Of course it will. Letting your guard down, opening up, letting yourself be vulnerable does.

Don’t let your mind get too far ahead of wanting Wren and Marshall to come together. A Tracey Garvis Graves trademark is you will feel-so-good-but-first-you-must-go-through Olympic hurdles. Fitting on the steep and slippery trails they climb.

So expect obstacles to stand in the way. Wren tells us she’s wearing a “spiky armor” and could live happily on an all-female island, yet she also confides she’s “touch-starved” for a man. True to her bitter attitude, she ignores the six-foot, muscular, “good-looking” guy who rescues her from two terrifying men with violent intentions soon after she makes that thrilling cache discovery. How long can she sustain that stance? Meanwhile, Marshall acts like it’s nothing anyone wouldn’t do, but he, she, and we know that’s not true.

Graves is a reader of body language, seen when Wren does notice Marshall’s smile – its “guardedness.” The last thing she can deal with is a man hiding something.

The hero suggests they combine efforts. Continue their one-week hiking/geocaching plans hopping around the state together in Marshall’s Jeep. You can imagine how Wren reacts to the idea of a male “traveling companion.” Since he suggested it, what does that say about the guarded man? Who do you think opens up first? Don’t expect that too soon either.

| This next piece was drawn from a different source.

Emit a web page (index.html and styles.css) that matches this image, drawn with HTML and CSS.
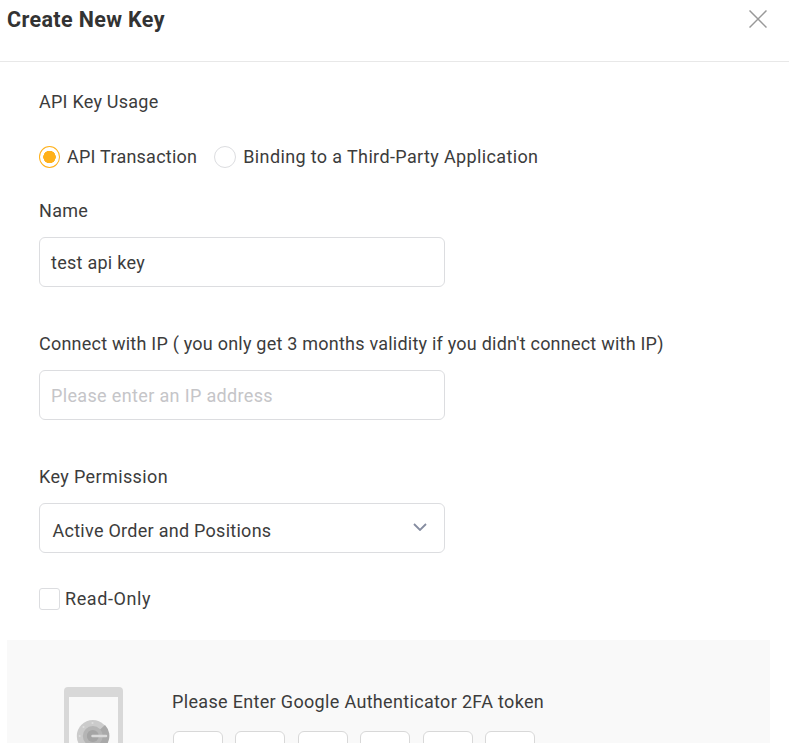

The novel is a travelogue of sorts. Although Wren resists Marshall’s proposal, she relents accepting she needs him to protect her, physically. The two will hike Crater Lake National Park, “one of the clearest lakes in the world,” stopping at the Phantom Ship Overlook, Pumice Castle, Wizard Island, conjuring the fairy-tale part; Tumalo State Park in Bend, where the “Deschutes River runs through the small high-desert city.” Mount Hood, an ancient national forest, volcanic site, and the tallest peak in Oregon with its iconic snow-capped imagery.

Above Crater Lake, by Athleticamps [CC BY-SA 4.0] via Wikimedia Commons
Mt. Hood [Public domain] via Wikimedia Commons

The mention of an island does bring to mind the author’s first novel, On the Island. Except that woman was stranded on an island with a man much younger than her. This time Wren is stranded on an island of her own making, with a man close in age. The two may not be literally stranded, but they share an emotional need to find a way to survive and thrive after what they’ve both gone through. Their raw grief and suffering were triggered by different catastrophes that mentally had a similar effect. Making the point that “healing isn’t always a straightforward and linear process.”

Graves does a service to the stigma of a mental breakdown overcome by tragedy, sadness, anger. Made even more poignant since Marshall is supposed to be an expert on healthy ways to mend one’s psyche. Thus doubling and broadening the novel’s power. This isn’t only a woman’s survival and revival story but a man’s too.

Graves writes as if she’s talking friend-to-friend. One who needs “to be heard,” the other – the reader – who can benefit from what‘s heard.

A story of two kind people learning how to “be kind” to themselves. Will distance make their hearts grow kinder to themselves, when the hiking escape ends? Will Wren and Marshall find a way to get back to each other?